Outside of horse racing, all sporting events are on hold because of coronavirus, and it’s unclear when they will resume. Basketball and hockey playoffs are at risk of cancellation.
The NFL, meanwhile, has plenty of time for things to improve. Football season isn’t for another five months, and teams don’t report to training camp until late July.
NFL executive Jeff Pash told reporters earlier this month that “our planning, our expectation is fully directed at playing a full season, starting on schedule and having a full regular season and a full set of playoffs, just as we did in 2019.”

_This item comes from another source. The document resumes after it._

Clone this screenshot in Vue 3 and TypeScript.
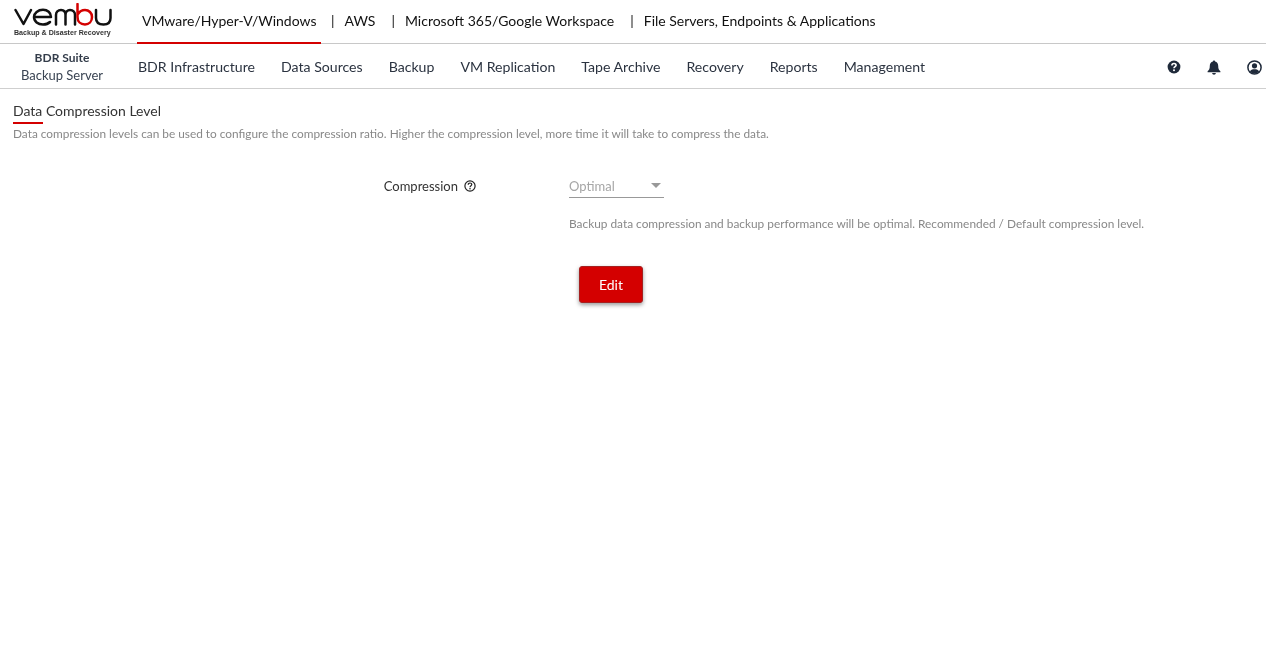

But there’s a very real scenario that hasn’t gotten enough discussion which could prevent the league from crowning a champion in 2020.
David Chao, the Chargers’ former team doctor, agrees with Pash that “there’s a reasonable chance” that the NFL can begin its season in September, either with fans in the stands or without.
“The bigger worry is going to come in December and January,” Chao said. “Can they finish the season, unless there’s more testing, unless there’s a vaccine?”
In other words, what if COVID-19 comes roaring back once the weather turns cold?
Chao’s concern is one backed by the nation’s foremost authority on the deadly virus.
National Institute of Allergy and Infectious Diseases Director Anthony Fauci said on CBS’ “Face The Nation” Sunday that it’s likely that the virus “will assume a seasonal nature.”
Fauci added: “We need to be prepared that since it will be unlikely to be completely eradicated from the planet that as we get into next season we may see the beginning of a resurgence.”
The NFL season ends in late December. The playoffs run through early February — right around the peak of cold and flu season.
The best way to beat this pandemic is by creating and deploying an effective vaccine. While labs both domestically and around the world are tirelessly working on one, few think a vaccine will be widely available until at least early 2021.
So even if there are huge breakthroughs in testing and symptom mitigation therapies between now and then, there’s a reasonable expectation that the winter will bring another wave of infections — which could endanger the NFL’s ability to finish the season and hold a Super Bowl.
“If there’s the possibility that one player on the field has it, there will be some people who won’t play,” Chao said, who added that “our lives have changed a magnitude more than 9/11.”
As of midday Friday, there were more than 473,000 confirmed coronavirus cases in the United States, including nearly 18,000 deaths.